Two things exploded in 2023.  Trading in options contracts and illegal US immigration.

No, I’m not suggesting they’re correlated!  I note it bemusedly. But I do have a point. We need clarity.

In options, the Futures Industry Association said equity-linked instruments saw volume double globally from 2022 levels to 100 billion contracts, concentrated in index and Exchange Traded Fund (ETF) options.

dreamstime l 67819586

Illustration 67819586 © Bakhtiar Zein | Dreamstime.com

We infer from patterns in the data we track – discrete behavioral volume in US markets – that institutional money is using ETFs, options and futures in place of stocks.

That’s tough for companies because it reduces the value of the public market for capital-raising. Money would rather own rights to things than the things themselves. 

For the same reason Hollywood owns rights.  Remember that song “How Bizarre” by OMC?  If you want to know the rest, hey buy the rights? Their lyrics, not mine.

Rights are cheaper than the underlying asset.  And confer a capacity to capture big moves without risking much capital.

And for index funds and ETFs regulated under the Investment Company Act of 1940 (as amended), substituting up to ten percent of assets in things other than underlying stocks provides a fluid way to match a benchmark.  Tracking errors? Buy the rights. 

You follow? If stock XYZB lurches on an earnings report, thanks to arbitragers making leveraged bets with derivatives, an index fund can boot it from its tracking basket and buy index futures instead, magically restoring harmony versus the benchmark.

Welcome to the new age.  Wait, wrong song. How bizarre, right?

Meanwhile on the US southern border, millions pouring in has an effect like options.  Derivatives aren’t volume in your stock. But derivatives can propel massive volumes. Machines may arbitrage price second-by-second versus an ETF.  It alters outcomes.

And millions of people in the country getting money from the government to spend alter economic outcomes.  As do millions getting jobs and spending money on food, fuel, housing.

The US Bureau of Labor Statistics says there are about 267 million people in the US civilian workforce – adults who could work. Among them, a hundred million don’t work. They’re in school, retired, staying at home, disabled, etc.

The number of people employed is about 161 million.  That leaves the unemployed – people who want a job but don’t have one. Six million, give or take.

So if 8-15 million people enter the country illegally and in some way or another contribute to the economy or consume its resources, it’s a very big deal.

Like derivatives in the stock market.

The stock market’s purpose is supposed to be matching investors with enterprising companies needing money. That’s how it began in the USA on a mid-May day in 1792 under a buttonwood tree.

The Buttonwood Agreement laid the foundation for the NYSE.  Twenty-four brokers agreed to give each other preference buying and selling stocks and to charge a minimum commission so as not to undercut each other on price.

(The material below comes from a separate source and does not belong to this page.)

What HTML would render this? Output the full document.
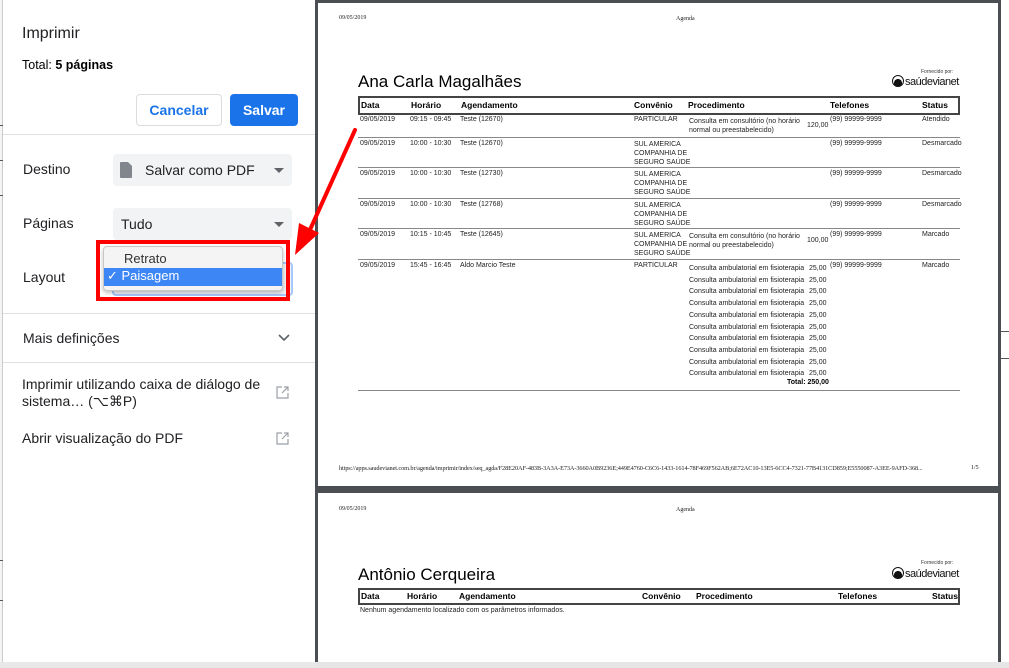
<!DOCTYPE html>
<html><head><meta charset="utf-8">
<style>
*{margin:0;padding:0;box-sizing:border-box}
body{width:1009px;height:668px;overflow:hidden;background:#fff;position:relative;font-family:"Liberation Sans",sans-serif;color:#202124}
.a{position:absolute;white-space:nowrap}
.pg{position:absolute;background:#fff}
.s{font-size:7px;color:#222}
.h{font-size:8.5px;font-weight:bold;color:#000}
.ln{position:absolute;left:358px;width:602px;height:1px;background:#888}
.sel{position:absolute;left:113px;width:179px;height:32px;background:#f1f3f4;border-radius:4px;font-size:14px}
.tri{position:absolute;right:8px;top:14px;width:0;height:0;border-left:5px solid transparent;border-right:5px solid transparent;border-top:5px solid #5f6368}
.lbl{font-size:14px;color:#202124}
.tm{font-family:"Liberation Serif",serif;font-size:6px;color:#222}
.logo{font-size:11px;color:#111;letter-spacing:-.5px}
.logo span{display:inline-block;width:12px;height:12px;border:1.5px solid #111;border-radius:50%;vertical-align:-2px;margin-right:1px;background:radial-gradient(circle at 50% 70%,#111 45%,transparent 48%)}
</style></head><body>
<div class="a" style="left:0;top:0;width:3px;height:668px;background:#f4f4f4;border-right:1px solid #ccc"></div>
<div class="a" style="left:0;top:125px;width:3px;height:1px;background:#555"></div>
<div class="a" style="left:0;top:160px;width:3px;height:1px;background:#555"></div>
<div class="a" style="left:0;top:195px;width:3px;height:1px;background:#555"></div>
<div class="a" style="left:0;top:560px;width:3px;height:1px;background:#555"></div>
<div class="a" style="left:0;top:600px;width:3px;height:1px;background:#555"></div>
<div class="a" style="left:22px;top:25px;font-size:16px">Imprimir</div>
<div class="a" style="left:22px;top:58px;font-size:12.5px;color:#000">Total: <b>5 páginas</b></div>
<div class="a" style="left:136px;top:94px;width:86px;height:32px;border:1px solid #dadce0;border-radius:4px;color:#1a73e8;font-size:14px;font-weight:bold;text-align:center;line-height:30px">Cancelar</div>
<div class="a" style="left:230px;top:94px;width:68px;height:32px;background:#1a73e8;border-radius:4px;color:#fff;font-size:14px;font-weight:bold;text-align:center;line-height:32px">Salvar</div>
<div class="a" style="left:3px;top:134px;width:312px;height:1px;background:#e0e0e0"></div>
<div class="a lbl" style="left:23px;top:161px">Destino</div>
<div class="sel" style="top:154px"><svg class="a" style="left:7px;top:8px" width="12" height="16"><path d="M0 1Q0 0 1 0H8L12 4V15Q12 16 11 16H1Q0 16 0 15Z" fill="#80868b"/></svg><span class="a" style="left:32px;top:8px">Salvar como PDF</span><div class="tri"></div></div>
<div class="a lbl" style="left:23px;top:215px">Páginas</div>
<div class="sel" style="top:208px"><span class="a" style="left:8px;top:8px">Tudo</span><div class="tri"></div></div>
<div class="a lbl" style="left:23px;top:269px">Layout</div>
<div class="a" style="left:112px;top:262px;width:181px;height:34px;border:2px solid #a8c7fa;border-radius:4px;background:#f1f3f4"></div>
<div class="a" style="left:103px;top:246px;width:180px;height:45px;background:#f4f4f4;border:1px solid #c8c8c8;border-radius:4px;box-shadow:0 2px 4px rgba(0,0,0,.25)"></div>
<div class="a" style="left:124px;top:251px;font-size:13px;color:#333">Retrato</div>
<div class="a" style="left:104px;top:268px;width:178px;height:18px;background:#3d86f5"></div>
<div class="a" style="left:107px;top:268px;font-size:13px;color:#fff">✓ Paisagem</div>
<div class="a" style="left:96px;top:240px;width:194px;height:61px;border:4px solid #f00"></div>
<div class="a" style="left:3px;top:313px;width:312px;height:1px;background:#e0e0e0"></div>
<div class="a lbl" style="left:23px;top:330px">Mais definições</div>
<svg class="a" style="left:278px;top:334px" width="12" height="8"><path d="M1 1L6 6L11 1" stroke="#5f6368" stroke-width="1.6" fill="none"/></svg>
<div class="a" style="left:3px;top:362px;width:312px;height:1px;background:#e0e0e0"></div>
<div class="a lbl" style="left:22px;top:376px;line-height:17px">Imprimir utilizando caixa de diálogo de<br>sistema… (⌥⌘P)</div>
<div class="a lbl" style="left:22px;top:430px">Abrir visualização do PDF</div>
<svg class="a" style="left:276px;top:386px" width="13" height="13"><path d="M6 1H1V12H12V7M8 1H12V5M12 1L6 7" stroke="#9aa0a6" stroke-width="1.2" fill="none"/></svg>
<svg class="a" style="left:276px;top:432px" width="13" height="13"><path d="M6 1H1V12H12V7M8 1H12V5M12 1L6 7" stroke="#9aa0a6" stroke-width="1.2" fill="none"/></svg>
<div class="a" style="left:0;top:662px;width:315px;height:6px;background:#e8e8e8"></div>
<div class="a" style="left:315px;top:0;width:694px;height:662px;background:#4b4e52"></div>
<div class="a" style="left:1001px;top:0;width:8px;height:662px;background:#fff"></div>
<div class="a" style="left:1001px;top:331px;width:8px;height:1px;background:#555"></div>
<div class="a" style="left:1001px;top:358px;width:8px;height:1px;background:#555"></div>
<div class="a" style="left:315px;top:662px;width:694px;height:6px;background:#e6e6e6"></div>
<div class="pg" style="left:318px;top:3px;width:680px;height:483px"></div>
<div class="pg" style="left:318px;top:493px;width:680px;height:169px"></div>
<div class="a tm" style="left:339px;top:15px">09/05/2019</div>
<div class="a tm" style="left:676px;top:16px">Agenda</div>
<div class="a" style="left:358px;top:72px;font-size:17px;color:#000">Ana Carla Magalhães</div>
<div class="a" style="left:921px;top:69px;font-size:5px;color:#333">Fornecido por:</div>
<div class="a logo" style="left:892px;top:75px"><span></span>saúdevianet</div>
<div class="a" style="left:358px;top:96px;width:602px;height:19px;border:2px solid #444"></div>
<div class="a h" style="left:361px;top:100px">Data</div>
<div class="a h" style="left:411px;top:100px">Horário</div>
<div class="a h" style="left:461px;top:100px">Agendamento</div>
<div class="a h" style="left:634px;top:100px">Convênio</div>
<div class="a h" style="left:688px;top:100px">Procedimento</div>
<div class="a h" style="left:830px;top:100px">Telefones</div>
<div class="a h" style="left:922px;top:100px">Status</div>
<div class="ln" style="top:137px"></div><div class="ln" style="top:167px"></div><div class="ln" style="top:198px"></div><div class="ln" style="top:228px"></div><div class="ln" style="top:259px"></div><div class="ln" style="top:390px"></div>
<div class="a s" style="left:360px;top:116px">09/05/2019</div>
<div class="a s" style="left:410px;top:116px">09:15 - 09:45</div>
<div class="a s" style="left:460px;top:116px">Teste (12670)</div>
<div class="a s" style="left:634px;top:116px">PARTICULAR</div>
<div class="a s" style="left:689px;top:117px;line-height:9px">Consulta em consultório (no horário<br>normal ou preestabelecido)</div>
<div class="a s" style="left:807px;top:122px">120,00</div>
<div class="a s" style="left:830px;top:116px">(99) 99999-9999</div>
<div class="a s" style="left:922px;top:116px">Atendido</div>
<div class="a s" style="left:360px;top:140px">09/05/2019</div><div class="a s" style="left:410px;top:140px">10:00 - 10:30</div><div class="a s" style="left:460px;top:140px">Teste (12670)</div>
<div class="a s" style="left:634px;top:140px;line-height:9px">SUL AMERICA<br>COMPANHIA DE<br>SEGURO SAÚDE</div>
<div class="a s" style="left:830px;top:140px">(99) 99999-9999</div><div class="a s" style="left:922px;top:140px">Desmarcado</div>
<div class="a s" style="left:360px;top:170px">09/05/2019</div><div class="a s" style="left:410px;top:170px">10:00 - 10:30</div><div class="a s" style="left:460px;top:170px">Teste (12730)</div>
<div class="a s" style="left:634px;top:170px;line-height:9px">SUL AMERICA<br>COMPANHIA DE<br>SEGURO SAÚDE</div>
<div class="a s" style="left:830px;top:170px">(99) 99999-9999</div><div class="a s" style="left:922px;top:170px">Desmarcado</div>
<div class="a s" style="left:360px;top:201px">09/05/2019</div><div class="a s" style="left:410px;top:201px">10:00 - 10:30</div><div class="a s" style="left:460px;top:201px">Teste (12768)</div>
<div class="a s" style="left:634px;top:201px;line-height:9px">SUL AMERICA<br>COMPANHIA DE<br>SEGURO SAÚDE</div>
<div class="a s" style="left:830px;top:201px">(99) 99999-9999</div><div class="a s" style="left:922px;top:201px">Desmarcado</div>
<div class="a s" style="left:360px;top:231px">09/05/2019</div><div class="a s" style="left:410px;top:231px">10:15 - 10:45</div><div class="a s" style="left:460px;top:231px">Teste (12645)</div>
<div class="a s" style="left:634px;top:231px;line-height:9px">SUL AMERICA<br>COMPANHIA DE<br>SEGURO SAÚDE</div>
<div class="a s" style="left:689px;top:232px;line-height:9px">Consulta em consultório (no horário<br>normal ou preestabelecido)</div>
<div class="a s" style="left:807px;top:237px">100,00</div>
<div class="a s" style="left:830px;top:231px">(99) 99999-9999</div><div class="a s" style="left:922px;top:231px">Marcado</div>
<div class="a s" style="left:360px;top:262px">09/05/2019</div><div class="a s" style="left:410px;top:262px">15:45 - 16:45</div><div class="a s" style="left:460px;top:262px">Aldo Marcio Teste</div>
<div class="a s" style="left:634px;top:262px">PARTICULAR</div>
<div class="a s" style="left:689px;top:263px;line-height:11.7px">Consulta ambulatorial em fisioterapia<br>Consulta ambulatorial em fisioterapia<br>Consulta ambulatorial em fisioterapia<br>Consulta ambulatorial em fisioterapia<br>Consulta ambulatorial em fisioterapia<br>Consulta ambulatorial em fisioterapia<br>Consulta ambulatorial em fisioterapia<br>Consulta ambulatorial em fisioterapia<br>Consulta ambulatorial em fisioterapia<br>Consulta ambulatorial em fisioterapia</div>
<div class="a s" style="left:809px;top:263px;line-height:11.7px">25,00<br>25,00<br>25,00<br>25,00<br>25,00<br>25,00<br>25,00<br>25,00<br>25,00<br>25,00</div>
<div class="a s" style="left:787px;top:379px;font-weight:bold;color:#000">Total: 250,00</div>
<div class="a s" style="left:830px;top:262px">(99) 99999-9999</div><div class="a s" style="left:922px;top:262px">Marcado</div>
<div class="a tm" style="left:339px;top:465px;font-size:6.3px;letter-spacing:-.1px">https://apps.saudevianet.com.br/agenda/imprimir/index/seq_agda/F28E20AF-483B-3A3A-E73A-3660A0B9236E;449E4760-C6C6-1433-1614-78F469F562AB;6E72AC10-13E5-6CC4-7321-77B4131CD859;E5550087-A3EE-9AFD-368...</div>
<div class="a tm" style="left:971px;top:465px;font-size:6px">1/5</div>
<div class="a tm" style="left:339px;top:506px">09/05/2019</div>
<div class="a tm" style="left:676px;top:507px">Agenda</div>
<div class="a" style="left:358px;top:565px;font-size:17px;color:#000">Antônio Cerqueira</div>
<div class="a" style="left:921px;top:560px;font-size:5px;color:#333">Fornecido por:</div>
<div class="a logo" style="left:892px;top:567px"><span></span>saúdevianet</div>
<div class="a" style="left:358px;top:588px;width:602px;height:17px;border:2px solid #444"></div>
<div class="a h" style="left:361px;top:591px">Data</div>
<div class="a h" style="left:407px;top:591px">Horário</div>
<div class="a h" style="left:459px;top:591px">Agendamento</div>
<div class="a h" style="left:642px;top:591px">Convênio</div>
<div class="a h" style="left:696px;top:591px">Procedimento</div>
<div class="a h" style="left:838px;top:591px">Telefones</div>
<div class="a h" style="left:932px;top:591px">Status</div>
<div class="a s" style="left:360px;top:607px">Nenhum agendamento localizado com os parâmetros informados.</div>
<svg class="a" style="left:285px;top:120px" width="80" height="145"><path d="M70 10L24 112" stroke="#f00" stroke-width="4" stroke-linecap="round"/><path d="M10 135L14 103L34 113Z" fill="#f00"/></svg>
</body></html>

Thus began the greatest investment marketplace in history.

It worked for about 200 years. Then the SEC took it over and declared it a national market system, connecting the exchanges together and forcing them to share customers, prices and data to “improve competition.”

Then the SEC stuffed it full of derivatives. Regulators and Congress determine what trades in the “stock market,” which is not a place anymore unless you count where all the exchange and dark-pool servers are, in which case it’s in New Jersey.

It’s an electronic arbitrage scheme where you can trade more things that aren’t stocks than things that are. Just 50 stocks, 10% of the total, are more than half the S&P 500’s market cap. ETFs outnumber Russell 3000 stocks.

That’s not the result of the absence of rules but their presence.

And at least 174 immigration laws have been enacted by Congress in the United States (Wikipedia says, but it could be more). The Constitution delegates, depending on how you count them, about 22 powers to Congress in Article I Section 8. Among them is this one:  To establish a uniform Rule of Naturalization.

Immediately in 1790, the first Congress passed the first law for doing that, called the Naturalization Act of 1790. Sure, it was racist. That’s not the point. It was a single standard.

Now, scores of subsequent Acts of Congress later and after a multitude of executive orders to boot (the power resides expressly with Congress, and the executive branch is to faithfully execute the laws), we have a byzantine web of rules and no uniform standard.

Reminds me of the stock market.  Look, I like trading leveraged ETFs. If you know the Demand/Supply imbalances, it’s a high-probability, low-risk trade. Unlike owning stocks through earnings cycles.

No wonder Citadel, which makes markets in everything, everywhere, for a tenth of a penny in a tenth of a second, makes billions.

But you see the problem.  Once the purpose of the market becomes clouded, its pursuits change and its outcomes are no longer the same. (And you have to adapt, companies! Stop doing things that hurt your shareholders when you report results.)

And if the country exists for its citizens, we need clarity of purpose at the border too.